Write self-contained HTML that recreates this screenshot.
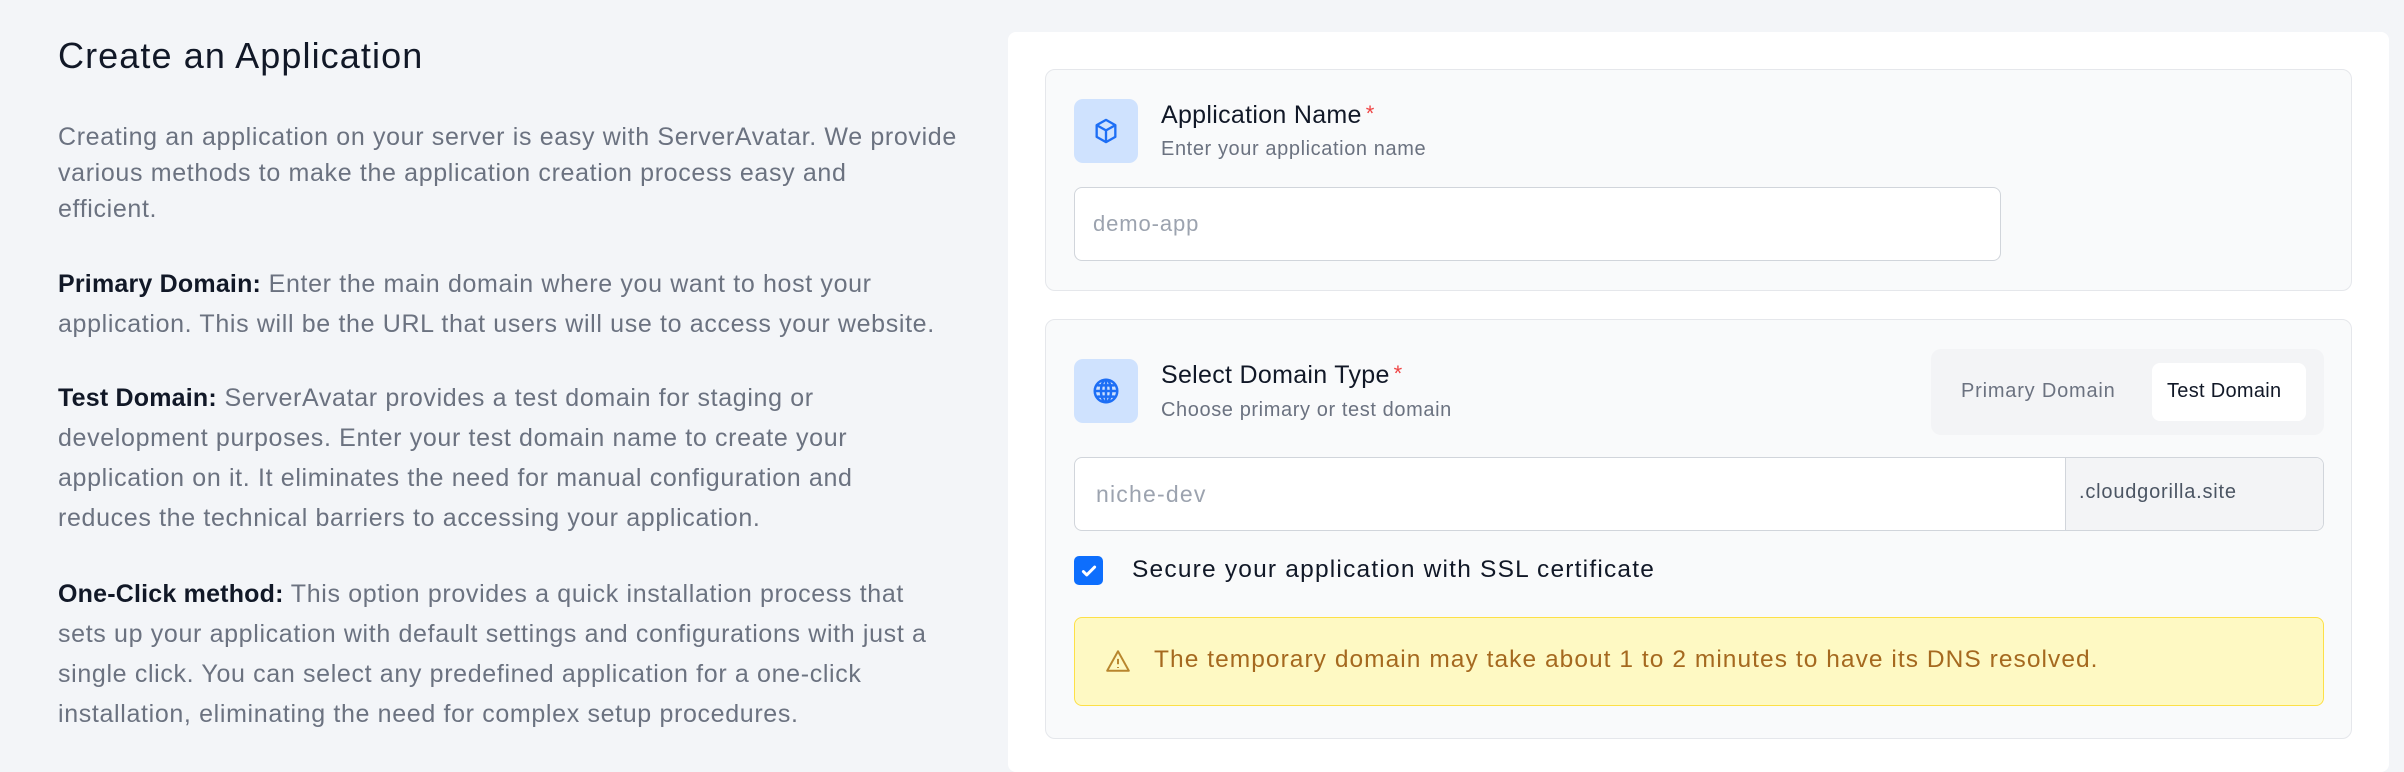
<!DOCTYPE html>
<html><head><meta charset="utf-8"><style>
*{margin:0;padding:0;box-sizing:border-box}
body{width:2404px;height:748px;overflow:hidden;background:#f3f5f8;font-family:"Liberation Sans",sans-serif;position:relative}
.a{position:absolute;white-space:nowrap}
.l{font-size:25px;letter-spacing:0.65px;color:#6b7280;left:58px;line-height:40px}
.l b{color:#111827;letter-spacing:0.2px}
.card{position:absolute;left:1008px;top:32px;width:1381px;height:740px;background:#fff;border-radius:8px}
.sec{position:absolute;left:1045px;width:1307px;background:#f9fafb;border:1.5px solid #e5e7eb;border-radius:10px}
.ib{position:absolute;left:1074px;width:64px;height:64px;background:#cfe2fe;border-radius:9px;display:flex;align-items:center;justify-content:center}
.t{font-size:25px;letter-spacing:0.3px;color:#111827;left:1161px}
.t i{color:#ef4444;font-style:normal;font-size:22px;vertical-align:top;margin-left:4px}
.s{font-size:20px;letter-spacing:0.6px;color:#6b7280;left:1161px}
.inp{position:absolute;left:1074px;height:74px;background:#fff;border:1.5px solid #d1d5db;border-radius:8px}
</style></head><body>
<div class="a" style="left:58px;top:35px;font-size:36px;letter-spacing:1.1px;color:#111827">Create an Application</div>
<div class="a l" style="top:119px;line-height:36px">Creating an application on your server is easy with ServerAvatar. We provide<br>various methods to make the application creation process easy and<br>efficient.</div>
<div class="a l" style="top:264px"><b>Primary Domain:</b> Enter the main domain where you want to host your<br>application. This will be the URL that users will use to access your website.</div>
<div class="a l" style="top:378px"><b>Test Domain:</b> ServerAvatar provides a test domain for staging or<br>development purposes. Enter your test domain name to create your<br>application on it. It eliminates the need for manual configuration and<br>reduces the technical barriers to accessing your application.</div>
<div class="a l" style="top:574px"><b>One-Click method:</b> This option provides a quick installation process that<br>sets up your application with default settings and configurations with just a<br>single click. You can select any predefined application for a one-click<br>installation, eliminating the need for complex setup procedures.</div>

<div class="card"></div>
<div class="sec" style="top:69px;height:222px"></div>
<div class="ib" style="top:99px"><svg width="28" height="28" viewBox="0 0 24 24" fill="none" stroke="#1d6ef5" stroke-width="2" stroke-linejoin="round"><path d="M12 2.5l8 4.5v10l-8 4.5-8-4.5V7z"/><path d="M4 7l8 4.5L20 7M12 11.5V21.5"/></svg></div>
<div class="a t" style="top:101px">Application Name<i>*</i></div>
<div class="a s" style="top:138px">Enter your application name</div>
<div class="inp" style="top:187px;width:927px"></div>
<div class="a" style="left:1093px;top:211px;font-size:22px;letter-spacing:0.9px;color:#9ca3af">demo-app</div>

<div class="sec" style="top:319px;height:420px"></div>
<div class="ib" style="top:359px"><svg width="30" height="30" viewBox="0 0 24 24" fill="none" stroke="#1d6ef5" stroke-width="2"><circle cx="12" cy="12" r="9"/><path d="M3 12h18M12 3v18M5 7.5h14M5 16.5h14"/><ellipse cx="12" cy="12" rx="4" ry="9"/></svg></div>
<div class="a t" style="top:361px">Select Domain Type<i>*</i></div>
<div class="a s" style="top:399px">Choose primary or test domain</div>
<div style="position:absolute;left:1931px;top:349px;width:393px;height:86px;background:#f3f4f6;border-radius:10px"></div>
<div style="position:absolute;left:2152px;top:363px;width:154px;height:58px;background:#fff;border-radius:8px"></div>
<div class="a" style="left:1961px;top:380px;font-size:20px;letter-spacing:0.8px;color:#6b7280">Primary Domain</div>
<div class="a" style="left:2167px;top:380px;font-size:20px;letter-spacing:0.3px;color:#111827">Test Domain</div>
<div class="inp" style="top:457px;width:1250px;overflow:hidden"><div style="position:absolute;left:990px;top:0;right:0;bottom:0;background:#f3f4f6;border-left:1.5px solid #d1d5db"></div></div>
<div class="a" style="left:1096px;top:481px;font-size:23px;letter-spacing:1.2px;color:#9ca3af">niche-dev</div>
<div class="a" style="left:2079px;top:481px;font-size:20px;letter-spacing:0.8px;color:#4b5563">.cloudgorilla.site</div>
<div style="position:absolute;left:1074px;top:556px;width:29px;height:29px;background:#0d6efd;border-radius:5px;display:flex;align-items:center;justify-content:center"><svg width="18" height="18" viewBox="0 0 16 16" fill="none" stroke="#fff" stroke-width="2.6" stroke-linecap="round" stroke-linejoin="round"><path d="M3 8.5l3 3 7-7"/></svg></div>
<div class="a" style="left:1132px;top:556px;font-size:24.5px;letter-spacing:1.2px;color:#111827">Secure your application with SSL certificate</div>
<div style="position:absolute;left:1074px;top:617px;width:1250px;height:89px;background:#fef9c3;border:1.5px solid #fde047;border-radius:8px"></div>
<svg class="a" style="left:1105px;top:648px" width="26" height="26" viewBox="0 0 24 24" fill="none" stroke="#b8862e" stroke-width="1.8" stroke-linejoin="round"><path d="M12 3L2 21h20z"/><path d="M12 10v5M12 17.5v1"/></svg>
<div class="a" style="left:1154px;top:646px;font-size:24.5px;letter-spacing:1.05px;color:#a5691f">The temporary domain may take about 1 to 2 minutes to have its DNS resolved.</div>
</body></html>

- **EXERCISE REQUIREMENTS**
All of the data above should be transcribed verbatim, with pictures omitted.

- **SOLUTION**
Write self-contained HTML that recreates this screenshot.
<!DOCTYPE html>
<html><head><meta charset="utf-8"><style>
*{margin:0;padding:0;box-sizing:border-box}
body{width:2404px;height:748px;overflow:hidden;background:#f3f5f8;font-family:"Liberation Sans",sans-serif;position:relative}
.a{position:absolute;white-space:nowrap}
.l{font-size:25px;letter-spacing:0.65px;color:#6b7280;left:58px;line-height:40px}
.l b{color:#111827;letter-spacing:0.2px}
.card{position:absolute;left:1008px;top:32px;width:1381px;height:740px;background:#fff;border-radius:8px}
.sec{position:absolute;left:1045px;width:1307px;background:#f9fafb;border:1.5px solid #e5e7eb;border-radius:10px}
.ib{position:absolute;left:1074px;width:64px;height:64px;background:#cfe2fe;border-radius:9px;display:flex;align-items:center;justify-content:center}
.t{font-size:25px;letter-spacing:0.3px;color:#111827;left:1161px}
.t i{color:#ef4444;font-style:normal;font-size:22px;vertical-align:top;margin-left:4px}
.s{font-size:20px;letter-spacing:0.6px;color:#6b7280;left:1161px}
.inp{position:absolute;left:1074px;height:74px;background:#fff;border:1.5px solid #d1d5db;border-radius:8px}
</style></head><body>
<div class="a" style="left:58px;top:35px;font-size:36px;letter-spacing:1.1px;color:#111827">Create an Application</div>
<div class="a l" style="top:119px;line-height:36px">Creating an application on your server is easy with ServerAvatar. We provide<br>various methods to make the application creation process easy and<br>efficient.</div>
<div class="a l" style="top:264px"><b>Primary Domain:</b> Enter the main domain where you want to host your<br>application. This will be the URL that users will use to access your website.</div>
<div class="a l" style="top:378px"><b>Test Domain:</b> ServerAvatar provides a test domain for staging or<br>development purposes. Enter your test domain name to create your<br>application on it. It eliminates the need for manual configuration and<br>reduces the technical barriers to accessing your application.</div>
<div class="a l" style="top:574px"><b>One-Click method:</b> This option provides a quick installation process that<br>sets up your application with default settings and configurations with just a<br>single click. You can select any predefined application for a one-click<br>installation, eliminating the need for complex setup procedures.</div>

<div class="card"></div>
<div class="sec" style="top:69px;height:222px"></div>
<div class="ib" style="top:99px"><svg width="28" height="28" viewBox="0 0 24 24" fill="none" stroke="#1d6ef5" stroke-width="2" stroke-linejoin="round"><path d="M12 2.5l8 4.5v10l-8 4.5-8-4.5V7z"/><path d="M4 7l8 4.5L20 7M12 11.5V21.5"/></svg></div>
<div class="a t" style="top:101px">Application Name<i>*</i></div>
<div class="a s" style="top:138px">Enter your application name</div>
<div class="inp" style="top:187px;width:927px"></div>
<div class="a" style="left:1093px;top:211px;font-size:22px;letter-spacing:0.9px;color:#9ca3af">demo-app</div>

<div class="sec" style="top:319px;height:420px"></div>
<div class="ib" style="top:359px"><svg width="30" height="30" viewBox="0 0 24 24" fill="none" stroke="#1d6ef5" stroke-width="2"><circle cx="12" cy="12" r="9"/><path d="M3 12h18M12 3v18M5 7.5h14M5 16.5h14"/><ellipse cx="12" cy="12" rx="4" ry="9"/></svg></div>
<div class="a t" style="top:361px">Select Domain Type<i>*</i></div>
<div class="a s" style="top:399px">Choose primary or test domain</div>
<div style="position:absolute;left:1931px;top:349px;width:393px;height:86px;background:#f3f4f6;border-radius:10px"></div>
<div style="position:absolute;left:2152px;top:363px;width:154px;height:58px;background:#fff;border-radius:8px"></div>
<div class="a" style="left:1961px;top:380px;font-size:20px;letter-spacing:0.8px;color:#6b7280">Primary Domain</div>
<div class="a" style="left:2167px;top:380px;font-size:20px;letter-spacing:0.3px;color:#111827">Test Domain</div>
<div class="inp" style="top:457px;width:1250px;overflow:hidden"><div style="position:absolute;left:990px;top:0;right:0;bottom:0;background:#f3f4f6;border-left:1.5px solid #d1d5db"></div></div>
<div class="a" style="left:1096px;top:481px;font-size:23px;letter-spacing:1.2px;color:#9ca3af">niche-dev</div>
<div class="a" style="left:2079px;top:481px;font-size:20px;letter-spacing:0.8px;color:#4b5563">.cloudgorilla.site</div>
<div style="position:absolute;left:1074px;top:556px;width:29px;height:29px;background:#0d6efd;border-radius:5px;display:flex;align-items:center;justify-content:center"><svg width="18" height="18" viewBox="0 0 16 16" fill="none" stroke="#fff" stroke-width="2.6" stroke-linecap="round" stroke-linejoin="round"><path d="M3 8.5l3 3 7-7"/></svg></div>
<div class="a" style="left:1132px;top:556px;font-size:24.5px;letter-spacing:1.2px;color:#111827">Secure your application with SSL certificate</div>
<div style="position:absolute;left:1074px;top:617px;width:1250px;height:89px;background:#fef9c3;border:1.5px solid #fde047;border-radius:8px"></div>
<svg class="a" style="left:1105px;top:648px" width="26" height="26" viewBox="0 0 24 24" fill="none" stroke="#b8862e" stroke-width="1.8" stroke-linejoin="round"><path d="M12 3L2 21h20z"/><path d="M12 10v5M12 17.5v1"/></svg>
<div class="a" style="left:1154px;top:646px;font-size:24.5px;letter-spacing:1.05px;color:#a5691f">The temporary domain may take about 1 to 2 minutes to have its DNS resolved.</div>
</body></html>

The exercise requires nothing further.